_Set task_
Repeat the material below word for word and leave out all pictures.
━━━ Given information
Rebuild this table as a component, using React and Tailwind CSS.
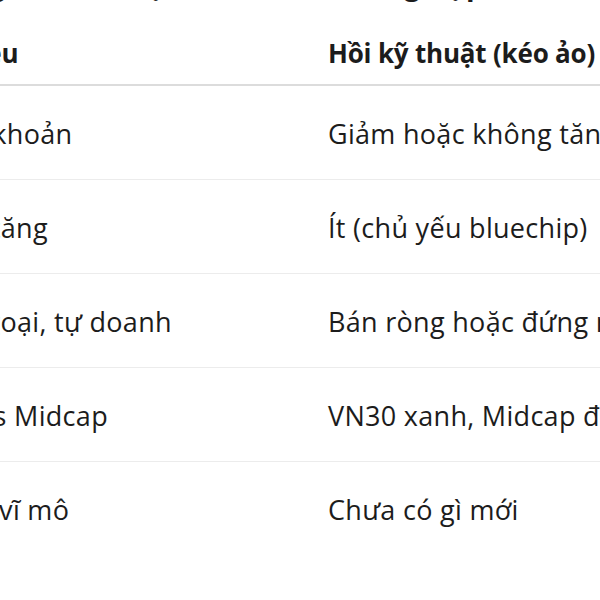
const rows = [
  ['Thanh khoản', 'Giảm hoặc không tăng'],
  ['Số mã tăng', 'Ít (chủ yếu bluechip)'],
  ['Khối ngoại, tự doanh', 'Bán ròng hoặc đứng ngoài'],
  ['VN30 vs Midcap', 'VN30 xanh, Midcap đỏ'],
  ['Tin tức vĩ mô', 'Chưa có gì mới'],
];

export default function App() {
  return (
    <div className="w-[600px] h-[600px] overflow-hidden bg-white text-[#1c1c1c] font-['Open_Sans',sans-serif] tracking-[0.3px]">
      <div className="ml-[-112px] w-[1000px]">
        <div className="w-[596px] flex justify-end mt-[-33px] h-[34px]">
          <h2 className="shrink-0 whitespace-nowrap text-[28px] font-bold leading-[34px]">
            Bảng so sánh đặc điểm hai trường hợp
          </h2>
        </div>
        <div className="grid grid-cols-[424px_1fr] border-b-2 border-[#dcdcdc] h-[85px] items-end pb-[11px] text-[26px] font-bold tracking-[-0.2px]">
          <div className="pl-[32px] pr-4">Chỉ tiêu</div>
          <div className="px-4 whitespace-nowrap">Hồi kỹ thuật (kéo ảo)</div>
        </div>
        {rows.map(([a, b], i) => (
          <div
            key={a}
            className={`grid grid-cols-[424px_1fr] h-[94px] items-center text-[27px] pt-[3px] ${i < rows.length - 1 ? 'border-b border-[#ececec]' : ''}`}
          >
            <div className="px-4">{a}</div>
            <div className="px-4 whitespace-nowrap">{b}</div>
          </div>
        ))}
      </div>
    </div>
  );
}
━━━━━━
_Reply to the task_
Rebuild this table as a component, using React and Tailwind CSS.
const rows = [
  ['Thanh khoản', 'Giảm hoặc không tăng'],
  ['Số mã tăng', 'Ít (chủ yếu bluechip)'],
  ['Khối ngoại, tự doanh', 'Bán ròng hoặc đứng ngoài'],
  ['VN30 vs Midcap', 'VN30 xanh, Midcap đỏ'],
  ['Tin tức vĩ mô', 'Chưa có gì mới'],
];

export default function App() {
  return (
    <div className="w-[600px] h-[600px] overflow-hidden bg-white text-[#1c1c1c] font-['Open_Sans',sans-serif] tracking-[0.3px]">
      <div className="ml-[-112px] w-[1000px]">
        <div className="w-[596px] flex justify-end mt-[-33px] h-[34px]">
          <h2 className="shrink-0 whitespace-nowrap text-[28px] font-bold leading-[34px]">
            Bảng so sánh đặc điểm hai trường hợp
          </h2>
        </div>
        <div className="grid grid-cols-[424px_1fr] border-b-2 border-[#dcdcdc] h-[85px] items-end pb-[11px] text-[26px] font-bold tracking-[-0.2px]">
          <div className="pl-[32px] pr-4">Chỉ tiêu</div>
          <div className="px-4 whitespace-nowrap">Hồi kỹ thuật (kéo ảo)</div>
        </div>
        {rows.map(([a, b], i) => (
          <div
            key={a}
            className={`grid grid-cols-[424px_1fr] h-[94px] items-center text-[27px] pt-[3px] ${i < rows.length - 1 ? 'border-b border-[#ececec]' : ''}`}
          >
            <div className="px-4">{a}</div>
            <div className="px-4 whitespace-nowrap">{b}</div>
          </div>
        ))}
      </div>
    </div>
  );
}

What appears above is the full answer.